- **Task directions**: Print exactly the lines that run from the line containing "Give me the" to the line containing "string; cls: string;", both included, and nothing else; pictures stay out.

- **Provided information**:

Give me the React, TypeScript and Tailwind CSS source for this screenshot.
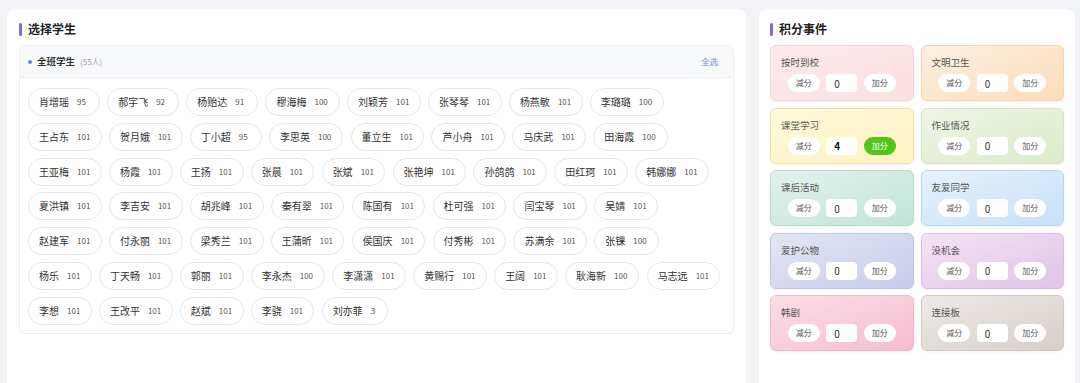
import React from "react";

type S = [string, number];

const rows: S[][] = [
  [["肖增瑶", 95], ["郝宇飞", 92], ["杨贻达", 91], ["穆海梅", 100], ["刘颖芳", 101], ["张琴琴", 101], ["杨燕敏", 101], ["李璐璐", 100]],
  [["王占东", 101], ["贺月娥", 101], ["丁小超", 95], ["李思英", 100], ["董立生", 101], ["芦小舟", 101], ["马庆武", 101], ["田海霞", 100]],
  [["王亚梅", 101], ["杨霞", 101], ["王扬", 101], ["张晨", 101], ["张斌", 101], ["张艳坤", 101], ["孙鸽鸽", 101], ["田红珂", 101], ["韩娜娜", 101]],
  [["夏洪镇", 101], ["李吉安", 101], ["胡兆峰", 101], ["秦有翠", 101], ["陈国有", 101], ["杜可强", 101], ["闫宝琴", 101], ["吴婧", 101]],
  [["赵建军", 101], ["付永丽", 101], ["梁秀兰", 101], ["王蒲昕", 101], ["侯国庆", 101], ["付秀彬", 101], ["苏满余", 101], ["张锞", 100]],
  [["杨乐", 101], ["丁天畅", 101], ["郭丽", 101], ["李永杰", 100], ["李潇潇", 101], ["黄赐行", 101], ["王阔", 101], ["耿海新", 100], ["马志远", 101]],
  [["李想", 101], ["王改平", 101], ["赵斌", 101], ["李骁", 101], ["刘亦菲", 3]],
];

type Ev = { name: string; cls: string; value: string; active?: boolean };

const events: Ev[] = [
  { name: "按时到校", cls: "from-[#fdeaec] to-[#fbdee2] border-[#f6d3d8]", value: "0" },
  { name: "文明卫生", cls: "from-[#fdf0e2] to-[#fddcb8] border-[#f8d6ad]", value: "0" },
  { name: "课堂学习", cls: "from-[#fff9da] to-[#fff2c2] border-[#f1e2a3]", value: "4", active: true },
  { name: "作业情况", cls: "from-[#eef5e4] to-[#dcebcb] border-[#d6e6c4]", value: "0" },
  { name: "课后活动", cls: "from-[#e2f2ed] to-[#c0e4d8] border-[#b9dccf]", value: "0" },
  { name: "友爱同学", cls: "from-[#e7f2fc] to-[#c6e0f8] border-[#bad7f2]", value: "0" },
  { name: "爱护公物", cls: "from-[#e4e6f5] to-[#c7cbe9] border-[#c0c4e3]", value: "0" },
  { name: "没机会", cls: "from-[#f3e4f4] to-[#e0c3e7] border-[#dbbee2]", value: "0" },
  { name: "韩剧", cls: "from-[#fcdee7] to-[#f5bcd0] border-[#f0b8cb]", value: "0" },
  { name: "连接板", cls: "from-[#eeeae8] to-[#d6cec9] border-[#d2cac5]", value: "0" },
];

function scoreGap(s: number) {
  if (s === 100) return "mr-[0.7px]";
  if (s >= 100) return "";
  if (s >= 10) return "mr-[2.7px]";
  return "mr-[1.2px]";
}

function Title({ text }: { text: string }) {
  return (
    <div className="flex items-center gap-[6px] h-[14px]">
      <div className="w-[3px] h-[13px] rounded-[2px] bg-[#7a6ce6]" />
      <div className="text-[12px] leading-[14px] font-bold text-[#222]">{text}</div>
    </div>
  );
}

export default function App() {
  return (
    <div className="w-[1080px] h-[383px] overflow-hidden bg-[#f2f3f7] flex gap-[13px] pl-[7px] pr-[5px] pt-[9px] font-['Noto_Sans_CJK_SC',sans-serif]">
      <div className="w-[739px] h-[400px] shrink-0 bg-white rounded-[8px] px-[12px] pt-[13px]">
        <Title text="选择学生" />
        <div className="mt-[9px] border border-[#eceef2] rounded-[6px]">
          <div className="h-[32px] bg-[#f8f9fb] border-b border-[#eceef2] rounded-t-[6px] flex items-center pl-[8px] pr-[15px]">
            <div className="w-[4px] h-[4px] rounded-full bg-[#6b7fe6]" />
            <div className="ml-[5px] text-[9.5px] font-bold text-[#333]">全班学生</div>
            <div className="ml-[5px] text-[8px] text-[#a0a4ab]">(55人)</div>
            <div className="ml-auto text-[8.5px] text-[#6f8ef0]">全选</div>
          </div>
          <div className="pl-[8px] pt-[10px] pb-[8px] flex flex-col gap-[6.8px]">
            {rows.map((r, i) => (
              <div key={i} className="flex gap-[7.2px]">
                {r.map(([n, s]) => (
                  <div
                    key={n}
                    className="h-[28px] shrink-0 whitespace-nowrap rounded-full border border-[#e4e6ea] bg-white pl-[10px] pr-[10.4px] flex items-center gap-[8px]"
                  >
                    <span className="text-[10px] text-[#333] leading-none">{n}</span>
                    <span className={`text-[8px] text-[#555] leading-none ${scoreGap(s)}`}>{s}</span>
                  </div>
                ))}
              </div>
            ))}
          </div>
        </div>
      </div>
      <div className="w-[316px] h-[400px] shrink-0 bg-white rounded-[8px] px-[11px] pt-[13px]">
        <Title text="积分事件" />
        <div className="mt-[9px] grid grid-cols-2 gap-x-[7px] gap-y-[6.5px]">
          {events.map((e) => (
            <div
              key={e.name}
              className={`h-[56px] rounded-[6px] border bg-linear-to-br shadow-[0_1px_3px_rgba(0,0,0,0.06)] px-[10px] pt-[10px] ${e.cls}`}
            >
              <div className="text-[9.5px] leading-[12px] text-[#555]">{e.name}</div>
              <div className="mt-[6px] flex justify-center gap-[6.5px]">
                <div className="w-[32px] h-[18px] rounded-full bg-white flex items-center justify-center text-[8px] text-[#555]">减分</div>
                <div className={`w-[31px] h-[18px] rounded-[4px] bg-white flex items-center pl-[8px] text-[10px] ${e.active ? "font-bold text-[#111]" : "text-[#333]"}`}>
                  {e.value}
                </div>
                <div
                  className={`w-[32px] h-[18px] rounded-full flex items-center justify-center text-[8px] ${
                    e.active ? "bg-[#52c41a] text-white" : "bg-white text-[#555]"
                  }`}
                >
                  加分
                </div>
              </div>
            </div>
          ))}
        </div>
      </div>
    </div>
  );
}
...
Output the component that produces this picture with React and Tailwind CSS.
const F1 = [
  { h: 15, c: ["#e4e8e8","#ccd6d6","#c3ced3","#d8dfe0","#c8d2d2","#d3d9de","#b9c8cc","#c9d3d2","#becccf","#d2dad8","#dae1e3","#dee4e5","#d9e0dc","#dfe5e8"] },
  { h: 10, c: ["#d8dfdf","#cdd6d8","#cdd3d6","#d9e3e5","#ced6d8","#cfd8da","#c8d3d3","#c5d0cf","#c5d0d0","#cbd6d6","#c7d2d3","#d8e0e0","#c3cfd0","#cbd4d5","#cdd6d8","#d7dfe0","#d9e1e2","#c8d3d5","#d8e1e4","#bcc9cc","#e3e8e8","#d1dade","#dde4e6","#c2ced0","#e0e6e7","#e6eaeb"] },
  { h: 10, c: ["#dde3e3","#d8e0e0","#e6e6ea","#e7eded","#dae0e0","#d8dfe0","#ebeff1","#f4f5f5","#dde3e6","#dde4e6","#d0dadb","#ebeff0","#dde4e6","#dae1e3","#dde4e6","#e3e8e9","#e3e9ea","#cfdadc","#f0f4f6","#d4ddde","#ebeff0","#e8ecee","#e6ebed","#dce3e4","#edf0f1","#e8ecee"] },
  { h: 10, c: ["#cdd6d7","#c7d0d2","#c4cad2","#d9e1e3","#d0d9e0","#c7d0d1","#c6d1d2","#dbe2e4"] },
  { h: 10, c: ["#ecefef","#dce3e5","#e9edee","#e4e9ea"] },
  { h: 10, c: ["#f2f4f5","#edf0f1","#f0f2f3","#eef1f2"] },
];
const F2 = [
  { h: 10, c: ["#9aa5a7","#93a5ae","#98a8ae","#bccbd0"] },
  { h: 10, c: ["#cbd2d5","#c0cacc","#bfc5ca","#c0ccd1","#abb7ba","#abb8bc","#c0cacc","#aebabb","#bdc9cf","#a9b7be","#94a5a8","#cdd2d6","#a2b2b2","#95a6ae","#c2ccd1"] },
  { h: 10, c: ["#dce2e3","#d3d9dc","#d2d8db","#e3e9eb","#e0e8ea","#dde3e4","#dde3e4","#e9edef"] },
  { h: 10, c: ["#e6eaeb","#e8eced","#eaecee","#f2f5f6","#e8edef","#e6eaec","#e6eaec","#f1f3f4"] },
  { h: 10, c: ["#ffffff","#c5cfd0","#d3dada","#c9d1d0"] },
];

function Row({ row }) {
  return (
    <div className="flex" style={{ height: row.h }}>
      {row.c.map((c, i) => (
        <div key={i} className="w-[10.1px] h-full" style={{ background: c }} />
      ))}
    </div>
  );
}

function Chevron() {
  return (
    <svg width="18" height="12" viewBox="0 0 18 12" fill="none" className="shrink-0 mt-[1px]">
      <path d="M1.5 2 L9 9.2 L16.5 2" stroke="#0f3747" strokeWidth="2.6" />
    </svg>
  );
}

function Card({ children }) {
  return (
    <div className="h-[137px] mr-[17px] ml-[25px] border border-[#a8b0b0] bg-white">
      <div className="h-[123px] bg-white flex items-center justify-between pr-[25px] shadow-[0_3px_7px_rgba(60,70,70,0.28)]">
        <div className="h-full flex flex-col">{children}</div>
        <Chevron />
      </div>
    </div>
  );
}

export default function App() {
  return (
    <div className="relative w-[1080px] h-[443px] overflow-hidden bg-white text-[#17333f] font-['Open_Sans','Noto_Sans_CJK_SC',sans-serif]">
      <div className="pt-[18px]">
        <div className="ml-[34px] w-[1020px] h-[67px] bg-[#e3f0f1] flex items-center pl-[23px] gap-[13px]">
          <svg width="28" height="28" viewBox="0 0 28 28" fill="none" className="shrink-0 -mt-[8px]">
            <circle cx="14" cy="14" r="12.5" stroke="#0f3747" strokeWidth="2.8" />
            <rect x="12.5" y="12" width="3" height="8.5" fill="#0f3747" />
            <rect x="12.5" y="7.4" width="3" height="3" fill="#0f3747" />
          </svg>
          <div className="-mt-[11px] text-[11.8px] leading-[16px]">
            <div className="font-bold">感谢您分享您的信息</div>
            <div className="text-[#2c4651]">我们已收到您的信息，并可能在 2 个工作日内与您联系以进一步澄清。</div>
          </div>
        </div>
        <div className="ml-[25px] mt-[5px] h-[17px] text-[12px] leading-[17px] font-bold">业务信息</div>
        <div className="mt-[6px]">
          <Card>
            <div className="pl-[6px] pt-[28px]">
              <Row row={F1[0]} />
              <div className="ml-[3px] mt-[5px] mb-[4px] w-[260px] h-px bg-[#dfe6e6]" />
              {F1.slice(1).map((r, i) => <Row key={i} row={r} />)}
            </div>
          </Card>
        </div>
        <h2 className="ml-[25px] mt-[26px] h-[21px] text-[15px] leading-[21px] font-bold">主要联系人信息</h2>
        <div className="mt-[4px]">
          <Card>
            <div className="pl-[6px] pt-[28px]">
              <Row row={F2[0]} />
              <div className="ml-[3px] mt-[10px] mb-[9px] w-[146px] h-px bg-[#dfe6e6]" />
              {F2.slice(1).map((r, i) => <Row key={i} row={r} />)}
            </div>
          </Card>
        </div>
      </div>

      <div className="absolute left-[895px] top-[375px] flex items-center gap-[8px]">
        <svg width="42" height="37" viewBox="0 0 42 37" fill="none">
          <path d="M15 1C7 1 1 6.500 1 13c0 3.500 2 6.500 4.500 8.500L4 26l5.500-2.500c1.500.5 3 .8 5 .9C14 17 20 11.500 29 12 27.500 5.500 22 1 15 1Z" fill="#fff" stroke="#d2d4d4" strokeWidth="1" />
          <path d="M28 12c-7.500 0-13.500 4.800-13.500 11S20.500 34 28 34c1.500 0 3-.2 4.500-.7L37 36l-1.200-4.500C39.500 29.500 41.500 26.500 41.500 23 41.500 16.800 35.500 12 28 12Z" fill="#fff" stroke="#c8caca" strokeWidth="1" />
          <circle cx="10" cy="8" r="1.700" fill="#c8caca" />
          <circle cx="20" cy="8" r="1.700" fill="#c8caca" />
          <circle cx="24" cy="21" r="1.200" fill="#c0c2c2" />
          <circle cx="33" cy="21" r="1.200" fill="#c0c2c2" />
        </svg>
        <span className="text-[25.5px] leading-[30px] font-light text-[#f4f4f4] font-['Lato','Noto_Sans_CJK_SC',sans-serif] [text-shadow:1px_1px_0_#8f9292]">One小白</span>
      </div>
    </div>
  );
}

- **Exercise response**:
Give me the React, TypeScript and Tailwind CSS source for this screenshot.
import React from "react";

type S = [string, number];

const rows: S[][] = [
  [["肖增瑶", 95], ["郝宇飞", 92], ["杨贻达", 91], ["穆海梅", 100], ["刘颖芳", 101], ["张琴琴", 101], ["杨燕敏", 101], ["李璐璐", 100]],
  [["王占东", 101], ["贺月娥", 101], ["丁小超", 95], ["李思英", 100], ["董立生", 101], ["芦小舟", 101], ["马庆武", 101], ["田海霞", 100]],
  [["王亚梅", 101], ["杨霞", 101], ["王扬", 101], ["张晨", 101], ["张斌", 101], ["张艳坤", 101], ["孙鸽鸽", 101], ["田红珂", 101], ["韩娜娜", 101]],
  [["夏洪镇", 101], ["李吉安", 101], ["胡兆峰", 101], ["秦有翠", 101], ["陈国有", 101], ["杜可强", 101], ["闫宝琴", 101], ["吴婧", 101]],
  [["赵建军", 101], ["付永丽", 101], ["梁秀兰", 101], ["王蒲昕", 101], ["侯国庆", 101], ["付秀彬", 101], ["苏满余", 101], ["张锞", 100]],
  [["杨乐", 101], ["丁天畅", 101], ["郭丽", 101], ["李永杰", 100], ["李潇潇", 101], ["黄赐行", 101], ["王阔", 101], ["耿海新", 100], ["马志远", 101]],
  [["李想", 101], ["王改平", 101], ["赵斌", 101], ["李骁", 101], ["刘亦菲", 3]],
];

type Ev = { name: string; cls: string; value: string; active?: boolean };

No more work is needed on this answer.